#### Your objective
Go through the lines below. Copy those with "components".

========

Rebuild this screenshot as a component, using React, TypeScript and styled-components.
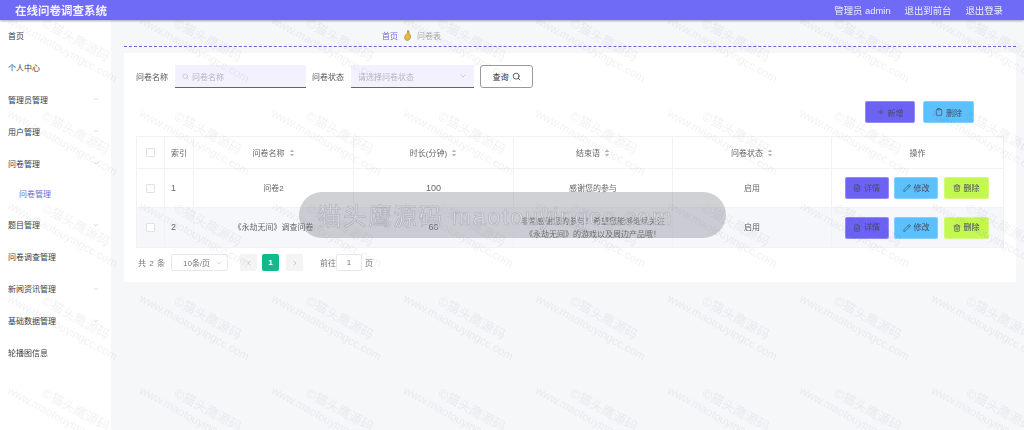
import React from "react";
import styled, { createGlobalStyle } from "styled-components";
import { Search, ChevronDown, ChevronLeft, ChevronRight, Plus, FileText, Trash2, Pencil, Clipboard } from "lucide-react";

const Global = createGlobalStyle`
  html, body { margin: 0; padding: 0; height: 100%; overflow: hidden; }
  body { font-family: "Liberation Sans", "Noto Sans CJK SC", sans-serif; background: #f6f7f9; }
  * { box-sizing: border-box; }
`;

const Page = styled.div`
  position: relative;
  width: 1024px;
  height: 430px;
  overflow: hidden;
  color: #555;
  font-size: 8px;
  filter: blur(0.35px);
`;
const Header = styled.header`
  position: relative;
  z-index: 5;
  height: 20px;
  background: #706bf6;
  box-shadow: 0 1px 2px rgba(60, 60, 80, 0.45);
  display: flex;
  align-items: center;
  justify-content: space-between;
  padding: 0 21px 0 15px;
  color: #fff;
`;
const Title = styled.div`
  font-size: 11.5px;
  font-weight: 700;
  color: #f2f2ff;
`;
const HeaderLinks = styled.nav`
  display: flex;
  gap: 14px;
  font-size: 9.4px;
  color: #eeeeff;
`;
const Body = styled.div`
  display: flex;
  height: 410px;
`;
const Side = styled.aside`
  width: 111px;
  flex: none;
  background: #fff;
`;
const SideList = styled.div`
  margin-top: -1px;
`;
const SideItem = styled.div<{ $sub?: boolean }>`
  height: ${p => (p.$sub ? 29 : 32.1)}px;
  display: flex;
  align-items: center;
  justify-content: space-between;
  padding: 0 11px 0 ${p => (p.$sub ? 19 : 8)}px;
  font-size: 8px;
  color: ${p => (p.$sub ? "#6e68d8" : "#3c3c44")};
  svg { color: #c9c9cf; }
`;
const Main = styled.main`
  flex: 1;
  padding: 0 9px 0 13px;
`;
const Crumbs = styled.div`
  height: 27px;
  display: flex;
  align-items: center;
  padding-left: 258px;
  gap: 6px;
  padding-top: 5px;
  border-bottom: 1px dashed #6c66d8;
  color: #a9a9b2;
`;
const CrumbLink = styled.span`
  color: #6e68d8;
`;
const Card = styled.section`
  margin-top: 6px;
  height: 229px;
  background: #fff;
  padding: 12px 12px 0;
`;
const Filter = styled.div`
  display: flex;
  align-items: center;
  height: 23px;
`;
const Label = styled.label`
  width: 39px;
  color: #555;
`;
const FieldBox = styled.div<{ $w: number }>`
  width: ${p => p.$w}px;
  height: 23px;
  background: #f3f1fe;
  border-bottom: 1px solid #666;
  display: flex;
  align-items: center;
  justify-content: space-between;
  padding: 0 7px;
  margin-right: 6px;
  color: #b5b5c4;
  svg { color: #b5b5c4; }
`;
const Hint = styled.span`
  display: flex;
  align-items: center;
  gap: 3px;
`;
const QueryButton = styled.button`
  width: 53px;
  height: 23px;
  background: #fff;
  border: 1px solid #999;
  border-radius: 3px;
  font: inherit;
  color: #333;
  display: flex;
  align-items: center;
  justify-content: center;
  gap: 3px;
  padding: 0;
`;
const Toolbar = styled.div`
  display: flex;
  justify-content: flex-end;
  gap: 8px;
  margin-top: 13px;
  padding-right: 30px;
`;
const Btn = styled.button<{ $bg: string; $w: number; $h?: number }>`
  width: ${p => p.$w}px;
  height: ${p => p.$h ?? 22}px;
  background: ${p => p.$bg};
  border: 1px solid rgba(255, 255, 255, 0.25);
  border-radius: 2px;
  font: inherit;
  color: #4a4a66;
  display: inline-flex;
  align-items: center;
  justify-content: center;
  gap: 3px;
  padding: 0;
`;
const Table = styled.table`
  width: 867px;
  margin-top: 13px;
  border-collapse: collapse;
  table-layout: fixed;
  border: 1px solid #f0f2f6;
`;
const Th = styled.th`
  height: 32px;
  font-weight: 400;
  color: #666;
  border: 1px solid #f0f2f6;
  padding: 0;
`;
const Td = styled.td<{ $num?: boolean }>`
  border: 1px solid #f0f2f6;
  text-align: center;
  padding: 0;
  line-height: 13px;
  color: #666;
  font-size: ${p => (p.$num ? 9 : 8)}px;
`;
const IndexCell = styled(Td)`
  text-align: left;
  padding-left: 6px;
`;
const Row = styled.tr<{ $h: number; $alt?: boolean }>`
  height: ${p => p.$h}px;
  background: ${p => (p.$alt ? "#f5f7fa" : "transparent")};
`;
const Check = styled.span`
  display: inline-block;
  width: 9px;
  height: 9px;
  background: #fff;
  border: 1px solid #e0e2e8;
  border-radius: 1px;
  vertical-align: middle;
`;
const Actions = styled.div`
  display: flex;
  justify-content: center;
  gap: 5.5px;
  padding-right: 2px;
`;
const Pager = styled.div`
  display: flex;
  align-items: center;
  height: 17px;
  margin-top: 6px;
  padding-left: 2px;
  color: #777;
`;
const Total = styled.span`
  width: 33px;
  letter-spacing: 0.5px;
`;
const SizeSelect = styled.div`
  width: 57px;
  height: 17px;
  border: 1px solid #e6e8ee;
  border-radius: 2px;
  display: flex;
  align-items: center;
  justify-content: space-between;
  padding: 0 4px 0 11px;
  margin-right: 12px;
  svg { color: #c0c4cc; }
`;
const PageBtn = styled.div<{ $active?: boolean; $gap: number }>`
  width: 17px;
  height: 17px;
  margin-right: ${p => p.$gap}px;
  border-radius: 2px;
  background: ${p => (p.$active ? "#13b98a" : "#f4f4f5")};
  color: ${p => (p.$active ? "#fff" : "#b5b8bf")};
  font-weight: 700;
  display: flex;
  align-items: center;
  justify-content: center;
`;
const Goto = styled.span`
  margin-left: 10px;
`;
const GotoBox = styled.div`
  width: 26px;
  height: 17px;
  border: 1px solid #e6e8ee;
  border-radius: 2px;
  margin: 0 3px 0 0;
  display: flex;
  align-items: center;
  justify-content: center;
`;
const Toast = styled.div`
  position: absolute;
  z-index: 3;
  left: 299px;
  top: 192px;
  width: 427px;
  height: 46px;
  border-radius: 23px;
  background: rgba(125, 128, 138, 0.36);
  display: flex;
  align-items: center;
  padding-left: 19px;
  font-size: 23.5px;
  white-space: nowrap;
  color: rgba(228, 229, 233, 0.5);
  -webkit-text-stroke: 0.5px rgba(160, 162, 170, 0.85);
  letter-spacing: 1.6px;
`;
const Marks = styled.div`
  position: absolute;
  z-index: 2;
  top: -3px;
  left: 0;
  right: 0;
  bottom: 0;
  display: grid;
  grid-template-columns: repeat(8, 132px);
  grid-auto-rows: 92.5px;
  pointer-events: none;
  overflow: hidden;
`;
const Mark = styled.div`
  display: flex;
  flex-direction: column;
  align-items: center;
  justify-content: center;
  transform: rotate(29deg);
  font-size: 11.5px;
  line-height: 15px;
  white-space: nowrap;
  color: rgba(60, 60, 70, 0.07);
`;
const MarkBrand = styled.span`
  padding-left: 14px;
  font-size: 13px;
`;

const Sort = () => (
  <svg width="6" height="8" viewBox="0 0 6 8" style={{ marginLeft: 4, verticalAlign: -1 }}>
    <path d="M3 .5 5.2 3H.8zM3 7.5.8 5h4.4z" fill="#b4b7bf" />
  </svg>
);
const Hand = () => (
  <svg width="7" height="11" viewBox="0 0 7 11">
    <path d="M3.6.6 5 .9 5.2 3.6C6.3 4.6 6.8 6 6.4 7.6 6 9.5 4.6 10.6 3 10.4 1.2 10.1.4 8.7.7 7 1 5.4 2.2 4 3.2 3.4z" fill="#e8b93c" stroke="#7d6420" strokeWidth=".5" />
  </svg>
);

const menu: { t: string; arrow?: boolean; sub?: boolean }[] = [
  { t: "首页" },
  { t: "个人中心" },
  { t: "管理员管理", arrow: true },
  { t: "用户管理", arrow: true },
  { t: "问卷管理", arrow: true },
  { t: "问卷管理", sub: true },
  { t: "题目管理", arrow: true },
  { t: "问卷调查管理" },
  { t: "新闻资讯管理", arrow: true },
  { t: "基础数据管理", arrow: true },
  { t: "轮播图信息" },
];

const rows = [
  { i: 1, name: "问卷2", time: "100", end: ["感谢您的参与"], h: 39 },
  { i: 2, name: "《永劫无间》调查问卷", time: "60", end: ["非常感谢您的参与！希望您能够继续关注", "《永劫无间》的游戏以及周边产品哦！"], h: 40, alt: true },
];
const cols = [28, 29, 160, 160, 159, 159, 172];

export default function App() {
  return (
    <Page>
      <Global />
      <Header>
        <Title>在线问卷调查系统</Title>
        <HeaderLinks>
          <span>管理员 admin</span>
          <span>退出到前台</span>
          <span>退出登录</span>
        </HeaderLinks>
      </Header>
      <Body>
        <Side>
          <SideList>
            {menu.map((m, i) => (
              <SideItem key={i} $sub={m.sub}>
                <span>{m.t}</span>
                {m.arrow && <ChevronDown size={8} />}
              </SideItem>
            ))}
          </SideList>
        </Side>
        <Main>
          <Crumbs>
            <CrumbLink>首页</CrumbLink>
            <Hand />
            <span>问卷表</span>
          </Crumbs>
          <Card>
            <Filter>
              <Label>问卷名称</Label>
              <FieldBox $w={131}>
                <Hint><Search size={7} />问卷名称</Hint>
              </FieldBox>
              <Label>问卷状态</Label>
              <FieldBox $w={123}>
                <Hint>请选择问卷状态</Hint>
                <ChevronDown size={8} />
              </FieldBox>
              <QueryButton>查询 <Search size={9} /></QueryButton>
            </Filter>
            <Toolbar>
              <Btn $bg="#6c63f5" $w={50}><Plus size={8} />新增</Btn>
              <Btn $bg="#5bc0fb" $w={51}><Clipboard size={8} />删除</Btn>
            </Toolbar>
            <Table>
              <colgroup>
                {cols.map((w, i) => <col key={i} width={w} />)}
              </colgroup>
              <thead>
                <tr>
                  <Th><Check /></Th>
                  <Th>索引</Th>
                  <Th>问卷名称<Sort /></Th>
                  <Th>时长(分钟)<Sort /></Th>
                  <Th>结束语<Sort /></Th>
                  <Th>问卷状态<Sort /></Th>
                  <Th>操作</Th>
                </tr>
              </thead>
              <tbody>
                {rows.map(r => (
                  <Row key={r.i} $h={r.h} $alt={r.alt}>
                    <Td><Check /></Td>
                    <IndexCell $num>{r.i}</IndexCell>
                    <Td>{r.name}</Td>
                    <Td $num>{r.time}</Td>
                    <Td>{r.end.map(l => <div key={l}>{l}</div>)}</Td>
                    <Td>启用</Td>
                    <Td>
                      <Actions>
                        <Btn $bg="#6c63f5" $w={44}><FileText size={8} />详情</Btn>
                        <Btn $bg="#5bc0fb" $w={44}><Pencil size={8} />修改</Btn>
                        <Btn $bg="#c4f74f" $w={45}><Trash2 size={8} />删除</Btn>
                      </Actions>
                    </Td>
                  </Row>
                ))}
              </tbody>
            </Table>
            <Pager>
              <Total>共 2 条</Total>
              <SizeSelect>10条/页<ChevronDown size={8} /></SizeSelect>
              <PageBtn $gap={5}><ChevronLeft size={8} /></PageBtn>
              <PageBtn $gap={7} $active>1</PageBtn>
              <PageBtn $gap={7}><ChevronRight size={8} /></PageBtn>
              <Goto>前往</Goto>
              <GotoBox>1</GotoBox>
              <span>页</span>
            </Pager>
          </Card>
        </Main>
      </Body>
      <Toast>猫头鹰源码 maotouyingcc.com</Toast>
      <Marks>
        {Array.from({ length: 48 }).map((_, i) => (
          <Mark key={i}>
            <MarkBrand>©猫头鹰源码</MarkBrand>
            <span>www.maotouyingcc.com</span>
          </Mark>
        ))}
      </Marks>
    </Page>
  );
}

========

#### Written response
Rebuild this screenshot as a component, using React, TypeScript and styled-components.
import styled, { createGlobalStyle } from "styled-components";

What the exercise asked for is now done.